In accordance with old ballet tradition, on the day she was to have next performed, the show went on as scheduled, with a single spotlight circling an empty stage where she would have been. Memorial services were held in the Russian Orthodox Church in London. Anna Pavlova was cremated, and her ashes placed in a columbarium at Golders Green Crematorium, where her urn was subsequently adorned with her ballet shoes (which since then have been stolen).

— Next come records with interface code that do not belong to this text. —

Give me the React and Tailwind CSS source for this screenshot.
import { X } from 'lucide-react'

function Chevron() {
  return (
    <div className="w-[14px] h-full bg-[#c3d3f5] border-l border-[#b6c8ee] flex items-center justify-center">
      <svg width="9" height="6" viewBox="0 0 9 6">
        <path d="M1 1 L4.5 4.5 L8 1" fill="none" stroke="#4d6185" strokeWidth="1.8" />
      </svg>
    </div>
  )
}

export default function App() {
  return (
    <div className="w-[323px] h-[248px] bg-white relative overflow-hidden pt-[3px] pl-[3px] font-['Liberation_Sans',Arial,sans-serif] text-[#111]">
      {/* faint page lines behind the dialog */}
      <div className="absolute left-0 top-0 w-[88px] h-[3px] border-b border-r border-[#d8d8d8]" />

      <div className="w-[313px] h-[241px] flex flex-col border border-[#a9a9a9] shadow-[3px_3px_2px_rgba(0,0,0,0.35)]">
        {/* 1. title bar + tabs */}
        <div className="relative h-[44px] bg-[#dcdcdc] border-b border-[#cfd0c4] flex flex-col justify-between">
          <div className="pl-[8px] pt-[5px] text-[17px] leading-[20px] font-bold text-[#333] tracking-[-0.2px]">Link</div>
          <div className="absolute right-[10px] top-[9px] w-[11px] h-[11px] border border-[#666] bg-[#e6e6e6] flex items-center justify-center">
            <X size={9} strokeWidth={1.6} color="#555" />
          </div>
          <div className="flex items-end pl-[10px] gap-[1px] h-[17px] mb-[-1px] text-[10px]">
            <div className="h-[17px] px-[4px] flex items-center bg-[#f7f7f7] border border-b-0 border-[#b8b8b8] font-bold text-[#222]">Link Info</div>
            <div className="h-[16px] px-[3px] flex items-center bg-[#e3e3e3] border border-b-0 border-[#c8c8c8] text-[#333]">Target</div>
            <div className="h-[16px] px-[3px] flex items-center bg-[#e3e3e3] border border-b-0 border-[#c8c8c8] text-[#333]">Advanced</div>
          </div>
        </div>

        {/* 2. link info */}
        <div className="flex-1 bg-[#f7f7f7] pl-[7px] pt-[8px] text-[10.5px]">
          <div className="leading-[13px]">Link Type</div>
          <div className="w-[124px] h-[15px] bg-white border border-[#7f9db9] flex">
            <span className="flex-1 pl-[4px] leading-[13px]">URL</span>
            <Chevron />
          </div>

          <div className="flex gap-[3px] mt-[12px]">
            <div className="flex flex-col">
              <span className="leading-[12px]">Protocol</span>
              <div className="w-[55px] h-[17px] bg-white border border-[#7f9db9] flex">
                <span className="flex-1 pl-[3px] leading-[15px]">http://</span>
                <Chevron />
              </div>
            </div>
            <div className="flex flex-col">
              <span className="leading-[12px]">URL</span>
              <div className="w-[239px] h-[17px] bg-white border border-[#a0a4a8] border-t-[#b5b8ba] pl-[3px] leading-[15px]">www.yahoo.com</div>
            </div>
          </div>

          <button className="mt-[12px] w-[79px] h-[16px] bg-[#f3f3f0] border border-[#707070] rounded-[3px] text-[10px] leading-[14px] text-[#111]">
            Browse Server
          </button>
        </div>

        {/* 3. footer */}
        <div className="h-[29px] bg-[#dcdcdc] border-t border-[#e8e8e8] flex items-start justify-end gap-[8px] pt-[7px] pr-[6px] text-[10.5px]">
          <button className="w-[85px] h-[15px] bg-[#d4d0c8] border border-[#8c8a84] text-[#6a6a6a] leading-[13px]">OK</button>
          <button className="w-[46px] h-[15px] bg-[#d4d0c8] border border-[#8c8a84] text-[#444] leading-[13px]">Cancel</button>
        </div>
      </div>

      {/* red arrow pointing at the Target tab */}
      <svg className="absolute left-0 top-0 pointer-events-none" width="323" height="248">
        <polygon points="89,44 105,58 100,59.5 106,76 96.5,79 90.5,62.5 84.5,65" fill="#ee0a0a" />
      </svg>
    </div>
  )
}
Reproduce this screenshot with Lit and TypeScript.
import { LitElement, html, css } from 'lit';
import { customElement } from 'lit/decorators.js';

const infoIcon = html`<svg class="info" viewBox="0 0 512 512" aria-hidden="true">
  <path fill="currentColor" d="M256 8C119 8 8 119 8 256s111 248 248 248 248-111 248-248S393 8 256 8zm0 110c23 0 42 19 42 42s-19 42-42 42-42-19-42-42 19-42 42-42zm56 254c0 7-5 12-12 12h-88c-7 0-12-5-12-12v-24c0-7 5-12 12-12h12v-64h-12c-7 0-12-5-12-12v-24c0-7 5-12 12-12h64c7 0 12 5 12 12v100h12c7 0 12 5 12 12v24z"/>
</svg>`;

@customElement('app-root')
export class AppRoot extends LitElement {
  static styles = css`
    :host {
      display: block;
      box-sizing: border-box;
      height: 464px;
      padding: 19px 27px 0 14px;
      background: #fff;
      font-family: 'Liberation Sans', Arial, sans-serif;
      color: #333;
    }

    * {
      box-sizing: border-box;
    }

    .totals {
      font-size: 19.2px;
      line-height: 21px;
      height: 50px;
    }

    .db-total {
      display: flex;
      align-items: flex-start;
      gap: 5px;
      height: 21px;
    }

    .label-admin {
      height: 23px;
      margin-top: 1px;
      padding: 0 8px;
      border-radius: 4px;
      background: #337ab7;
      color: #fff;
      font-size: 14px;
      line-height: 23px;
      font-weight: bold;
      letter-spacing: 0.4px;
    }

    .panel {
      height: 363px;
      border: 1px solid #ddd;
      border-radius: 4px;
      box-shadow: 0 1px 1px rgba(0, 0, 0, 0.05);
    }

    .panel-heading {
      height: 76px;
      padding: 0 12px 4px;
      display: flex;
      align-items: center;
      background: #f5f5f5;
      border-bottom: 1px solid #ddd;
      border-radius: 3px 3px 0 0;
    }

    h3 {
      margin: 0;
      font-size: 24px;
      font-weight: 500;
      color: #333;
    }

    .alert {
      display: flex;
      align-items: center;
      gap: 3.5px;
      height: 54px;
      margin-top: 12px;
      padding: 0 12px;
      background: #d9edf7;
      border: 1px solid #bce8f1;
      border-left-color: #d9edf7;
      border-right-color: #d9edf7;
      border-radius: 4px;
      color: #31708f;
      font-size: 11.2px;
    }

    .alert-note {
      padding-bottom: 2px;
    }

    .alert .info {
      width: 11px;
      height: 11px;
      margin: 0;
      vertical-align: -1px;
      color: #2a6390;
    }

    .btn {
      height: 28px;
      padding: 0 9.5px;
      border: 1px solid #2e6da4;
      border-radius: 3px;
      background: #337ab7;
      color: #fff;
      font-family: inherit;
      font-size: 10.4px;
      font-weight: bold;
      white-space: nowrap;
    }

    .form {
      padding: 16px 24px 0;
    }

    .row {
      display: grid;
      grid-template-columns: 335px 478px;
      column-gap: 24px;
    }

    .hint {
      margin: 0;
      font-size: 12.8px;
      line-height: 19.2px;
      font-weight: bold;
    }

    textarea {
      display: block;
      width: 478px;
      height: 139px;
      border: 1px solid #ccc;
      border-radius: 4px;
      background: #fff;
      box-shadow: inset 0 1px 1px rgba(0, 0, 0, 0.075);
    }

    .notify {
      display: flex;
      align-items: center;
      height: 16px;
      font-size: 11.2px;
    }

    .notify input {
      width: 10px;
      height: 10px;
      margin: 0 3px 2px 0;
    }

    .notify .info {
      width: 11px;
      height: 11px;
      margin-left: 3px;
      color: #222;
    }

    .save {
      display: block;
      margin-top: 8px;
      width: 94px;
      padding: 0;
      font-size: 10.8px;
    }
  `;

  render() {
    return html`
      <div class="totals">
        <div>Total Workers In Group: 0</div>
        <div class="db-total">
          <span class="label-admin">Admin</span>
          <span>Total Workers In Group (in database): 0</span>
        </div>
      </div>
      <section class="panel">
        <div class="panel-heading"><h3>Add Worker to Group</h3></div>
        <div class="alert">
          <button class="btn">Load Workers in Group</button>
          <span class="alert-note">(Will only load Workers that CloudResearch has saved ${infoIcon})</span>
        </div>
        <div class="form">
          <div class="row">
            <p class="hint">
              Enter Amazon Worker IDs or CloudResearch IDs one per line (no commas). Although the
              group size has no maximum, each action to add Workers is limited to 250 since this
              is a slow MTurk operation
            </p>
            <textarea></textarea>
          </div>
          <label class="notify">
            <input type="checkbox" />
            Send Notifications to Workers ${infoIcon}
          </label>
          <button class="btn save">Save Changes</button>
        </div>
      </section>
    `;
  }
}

Pavlova's ashes have been a source of much controversy, following attempts by Valentina Zhilenkova and Moscow mayor Yury Luzhkov, to have them flown to Moscow for interment in the Novodevichy Cemetery. These attempts were based on claims that it was Pavlova's dying wish that her ashes be returned to Russia following the fall of Communism. These claims were later found to be false, as there is no evidence to suggest that this was her wish at all. The only documentary evidence that suggests that such a move would be possible is in the will of Pavlova's husband, who stipulated that if Russian authorities agreed to such a move and treated her remains with proper reverence, then the crematorium caretakers should agree to it. Despite this clause, the will does not contain a formal request or plans for a posthumous journey to Russia.
The most recent attempt to move Pavlova's remains to Russia came in 2001. Golders Green Crematorium had made arrangements for them to be flown to Russia for interment on 14 March 2001, in a ceremony to be attended by various Russian dignitaries. This plan was later abandoned after Russian authorities withdrew permission for the move. It was later revealed that neither Pavlova's family nor the Russian Government had sanctioned the move and that they had agreed the remains should stay in London.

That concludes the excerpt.